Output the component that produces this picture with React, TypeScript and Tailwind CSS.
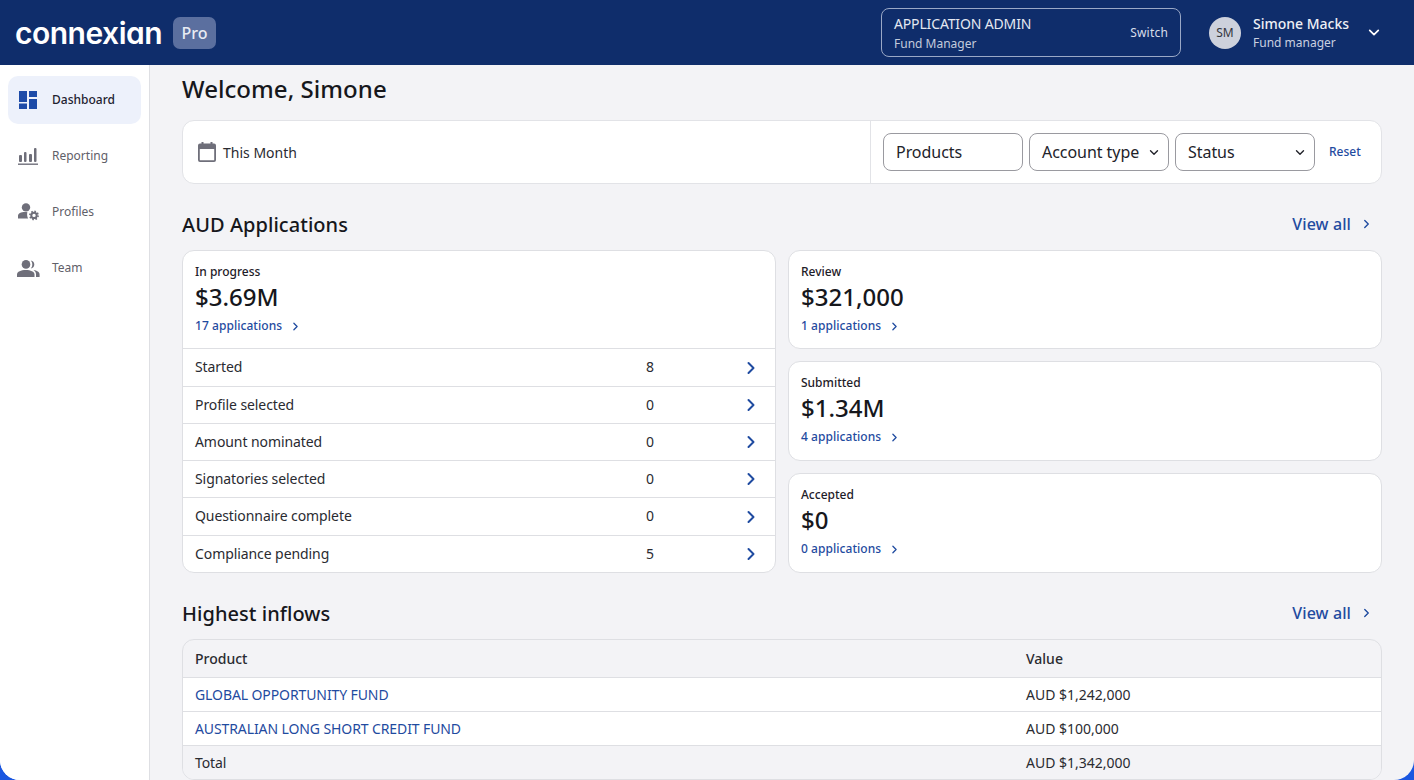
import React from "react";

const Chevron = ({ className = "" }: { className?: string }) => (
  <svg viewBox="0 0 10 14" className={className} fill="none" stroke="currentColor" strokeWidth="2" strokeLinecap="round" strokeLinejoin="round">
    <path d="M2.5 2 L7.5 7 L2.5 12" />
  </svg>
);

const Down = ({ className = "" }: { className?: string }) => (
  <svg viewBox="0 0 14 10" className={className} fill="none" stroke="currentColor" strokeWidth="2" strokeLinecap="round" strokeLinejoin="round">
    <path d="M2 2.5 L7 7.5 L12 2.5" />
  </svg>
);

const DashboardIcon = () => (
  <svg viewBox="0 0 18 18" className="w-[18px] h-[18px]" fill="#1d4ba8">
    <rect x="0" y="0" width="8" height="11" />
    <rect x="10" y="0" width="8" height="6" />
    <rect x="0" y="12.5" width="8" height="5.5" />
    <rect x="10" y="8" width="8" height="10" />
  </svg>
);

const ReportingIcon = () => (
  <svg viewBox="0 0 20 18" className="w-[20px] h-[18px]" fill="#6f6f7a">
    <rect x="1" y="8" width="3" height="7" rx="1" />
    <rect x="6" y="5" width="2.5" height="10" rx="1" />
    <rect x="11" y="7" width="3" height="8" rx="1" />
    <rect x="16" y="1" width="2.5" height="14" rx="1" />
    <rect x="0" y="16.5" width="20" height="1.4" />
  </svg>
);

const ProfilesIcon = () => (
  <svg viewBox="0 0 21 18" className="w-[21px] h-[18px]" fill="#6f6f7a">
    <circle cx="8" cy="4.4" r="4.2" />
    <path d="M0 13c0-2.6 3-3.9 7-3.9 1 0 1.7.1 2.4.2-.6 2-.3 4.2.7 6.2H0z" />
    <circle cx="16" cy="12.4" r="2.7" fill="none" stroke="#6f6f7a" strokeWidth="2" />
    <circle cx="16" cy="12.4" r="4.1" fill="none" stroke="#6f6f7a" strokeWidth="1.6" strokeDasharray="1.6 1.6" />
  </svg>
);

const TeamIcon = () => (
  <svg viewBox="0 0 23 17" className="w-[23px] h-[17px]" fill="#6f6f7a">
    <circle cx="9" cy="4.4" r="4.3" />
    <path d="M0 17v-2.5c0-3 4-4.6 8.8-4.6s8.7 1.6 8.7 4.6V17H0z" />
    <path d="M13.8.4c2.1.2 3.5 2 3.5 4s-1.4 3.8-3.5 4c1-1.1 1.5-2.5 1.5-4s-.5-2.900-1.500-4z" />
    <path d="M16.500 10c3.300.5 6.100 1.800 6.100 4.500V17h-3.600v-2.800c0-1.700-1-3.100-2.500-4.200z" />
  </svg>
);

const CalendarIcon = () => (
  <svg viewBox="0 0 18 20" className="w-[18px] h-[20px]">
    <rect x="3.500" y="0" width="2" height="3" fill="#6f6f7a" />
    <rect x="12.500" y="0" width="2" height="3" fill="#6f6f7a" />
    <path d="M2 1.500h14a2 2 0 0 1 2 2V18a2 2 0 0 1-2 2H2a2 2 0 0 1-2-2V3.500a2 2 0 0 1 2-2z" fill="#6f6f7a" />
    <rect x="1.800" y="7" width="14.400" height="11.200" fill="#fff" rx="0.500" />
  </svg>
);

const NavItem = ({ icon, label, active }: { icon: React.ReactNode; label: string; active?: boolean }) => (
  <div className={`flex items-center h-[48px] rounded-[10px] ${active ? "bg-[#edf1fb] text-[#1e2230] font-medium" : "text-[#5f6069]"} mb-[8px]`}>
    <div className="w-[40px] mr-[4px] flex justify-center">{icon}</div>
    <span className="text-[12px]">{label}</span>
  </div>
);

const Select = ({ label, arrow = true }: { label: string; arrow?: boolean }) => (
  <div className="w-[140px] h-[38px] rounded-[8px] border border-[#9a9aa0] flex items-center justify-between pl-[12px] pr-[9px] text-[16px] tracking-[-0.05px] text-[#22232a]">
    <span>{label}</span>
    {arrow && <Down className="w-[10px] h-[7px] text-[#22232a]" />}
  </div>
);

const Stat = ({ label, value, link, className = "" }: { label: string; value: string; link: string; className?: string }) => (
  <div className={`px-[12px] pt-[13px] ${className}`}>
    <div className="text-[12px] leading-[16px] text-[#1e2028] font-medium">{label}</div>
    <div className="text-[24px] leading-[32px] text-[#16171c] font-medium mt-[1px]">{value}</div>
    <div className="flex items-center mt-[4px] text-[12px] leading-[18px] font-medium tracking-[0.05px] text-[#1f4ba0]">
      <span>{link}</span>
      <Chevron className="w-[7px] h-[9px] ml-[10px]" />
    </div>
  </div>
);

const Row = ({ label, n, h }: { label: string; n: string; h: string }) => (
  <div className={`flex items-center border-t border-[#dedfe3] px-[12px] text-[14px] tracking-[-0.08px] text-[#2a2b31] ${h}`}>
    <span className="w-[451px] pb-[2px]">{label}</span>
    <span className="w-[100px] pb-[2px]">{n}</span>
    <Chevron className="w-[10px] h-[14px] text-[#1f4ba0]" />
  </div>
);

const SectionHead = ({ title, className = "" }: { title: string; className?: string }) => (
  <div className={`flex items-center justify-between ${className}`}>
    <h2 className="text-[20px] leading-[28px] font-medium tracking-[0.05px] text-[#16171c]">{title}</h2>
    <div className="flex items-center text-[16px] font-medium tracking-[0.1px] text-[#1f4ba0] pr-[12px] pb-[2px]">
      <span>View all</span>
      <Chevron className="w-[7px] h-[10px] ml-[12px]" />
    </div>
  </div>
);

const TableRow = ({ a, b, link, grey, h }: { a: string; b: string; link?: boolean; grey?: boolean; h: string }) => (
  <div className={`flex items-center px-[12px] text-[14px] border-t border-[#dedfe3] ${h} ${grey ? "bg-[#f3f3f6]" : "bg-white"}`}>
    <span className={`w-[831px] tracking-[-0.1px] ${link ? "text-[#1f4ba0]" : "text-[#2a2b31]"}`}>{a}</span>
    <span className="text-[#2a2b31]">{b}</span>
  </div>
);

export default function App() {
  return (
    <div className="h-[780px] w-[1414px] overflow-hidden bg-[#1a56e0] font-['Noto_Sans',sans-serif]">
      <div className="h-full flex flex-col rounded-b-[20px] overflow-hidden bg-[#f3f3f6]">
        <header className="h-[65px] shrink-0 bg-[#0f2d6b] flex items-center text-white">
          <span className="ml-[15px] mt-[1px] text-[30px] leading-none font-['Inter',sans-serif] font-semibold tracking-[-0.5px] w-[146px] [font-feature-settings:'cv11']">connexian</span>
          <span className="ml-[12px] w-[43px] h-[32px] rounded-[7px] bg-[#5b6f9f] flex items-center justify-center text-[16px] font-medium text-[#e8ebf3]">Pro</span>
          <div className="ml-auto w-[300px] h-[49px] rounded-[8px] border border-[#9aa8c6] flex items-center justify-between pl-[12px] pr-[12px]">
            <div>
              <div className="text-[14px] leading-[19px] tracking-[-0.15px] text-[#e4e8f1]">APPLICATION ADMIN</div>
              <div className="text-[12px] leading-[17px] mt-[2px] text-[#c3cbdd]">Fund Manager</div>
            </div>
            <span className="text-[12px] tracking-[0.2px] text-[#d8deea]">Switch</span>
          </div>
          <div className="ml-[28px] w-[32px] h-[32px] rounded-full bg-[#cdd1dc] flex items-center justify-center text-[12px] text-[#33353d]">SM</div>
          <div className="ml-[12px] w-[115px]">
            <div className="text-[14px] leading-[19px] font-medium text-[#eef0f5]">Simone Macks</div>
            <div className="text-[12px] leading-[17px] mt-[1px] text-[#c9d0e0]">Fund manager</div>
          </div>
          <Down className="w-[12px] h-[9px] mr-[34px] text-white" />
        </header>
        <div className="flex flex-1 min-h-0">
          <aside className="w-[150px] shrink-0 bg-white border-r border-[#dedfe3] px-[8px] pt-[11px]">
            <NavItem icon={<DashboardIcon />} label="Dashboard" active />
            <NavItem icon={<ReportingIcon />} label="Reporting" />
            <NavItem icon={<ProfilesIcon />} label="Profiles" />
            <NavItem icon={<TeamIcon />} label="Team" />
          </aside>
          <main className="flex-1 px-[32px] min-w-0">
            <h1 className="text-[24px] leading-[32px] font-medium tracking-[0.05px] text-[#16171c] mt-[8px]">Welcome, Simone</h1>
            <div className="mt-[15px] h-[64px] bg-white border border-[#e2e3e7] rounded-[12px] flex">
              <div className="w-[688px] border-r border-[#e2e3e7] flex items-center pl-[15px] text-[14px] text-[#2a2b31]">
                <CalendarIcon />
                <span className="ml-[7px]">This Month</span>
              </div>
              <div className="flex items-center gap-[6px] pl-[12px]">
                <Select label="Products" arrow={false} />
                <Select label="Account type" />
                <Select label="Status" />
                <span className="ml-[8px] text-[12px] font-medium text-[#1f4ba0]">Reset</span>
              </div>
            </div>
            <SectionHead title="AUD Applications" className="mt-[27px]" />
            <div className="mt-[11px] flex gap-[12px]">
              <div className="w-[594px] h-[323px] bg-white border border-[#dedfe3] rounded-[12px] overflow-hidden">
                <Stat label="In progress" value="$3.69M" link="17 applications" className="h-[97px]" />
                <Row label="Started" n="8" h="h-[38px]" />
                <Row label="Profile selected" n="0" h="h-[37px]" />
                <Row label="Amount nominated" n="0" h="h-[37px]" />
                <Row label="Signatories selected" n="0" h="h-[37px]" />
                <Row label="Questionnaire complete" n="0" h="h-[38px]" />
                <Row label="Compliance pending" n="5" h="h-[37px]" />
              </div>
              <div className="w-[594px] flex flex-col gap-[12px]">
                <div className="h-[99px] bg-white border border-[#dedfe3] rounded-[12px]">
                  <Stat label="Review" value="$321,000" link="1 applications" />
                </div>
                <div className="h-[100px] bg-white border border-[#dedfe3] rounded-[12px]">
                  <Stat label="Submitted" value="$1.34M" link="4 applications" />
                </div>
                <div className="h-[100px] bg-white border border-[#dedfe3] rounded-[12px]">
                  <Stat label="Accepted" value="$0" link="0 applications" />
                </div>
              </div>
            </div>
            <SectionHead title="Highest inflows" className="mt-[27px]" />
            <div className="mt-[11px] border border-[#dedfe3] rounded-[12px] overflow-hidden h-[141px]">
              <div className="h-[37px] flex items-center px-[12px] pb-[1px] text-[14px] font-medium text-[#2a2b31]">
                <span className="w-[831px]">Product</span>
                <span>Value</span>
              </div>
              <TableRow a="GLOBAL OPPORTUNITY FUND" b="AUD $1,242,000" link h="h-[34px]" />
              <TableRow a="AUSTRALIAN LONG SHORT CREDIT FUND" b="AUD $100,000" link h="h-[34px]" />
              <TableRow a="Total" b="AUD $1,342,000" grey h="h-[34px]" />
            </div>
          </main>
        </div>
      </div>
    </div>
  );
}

What the task asks =>
Pick out the lines that have the word "React". Copy them all.

The response =>
Output the component that produces this picture with React, TypeScript and Tailwind CSS.
import React from "react";
const NavItem = ({ icon, label, active }: { icon: React.ReactNode; label: string; active?: boolean }) => (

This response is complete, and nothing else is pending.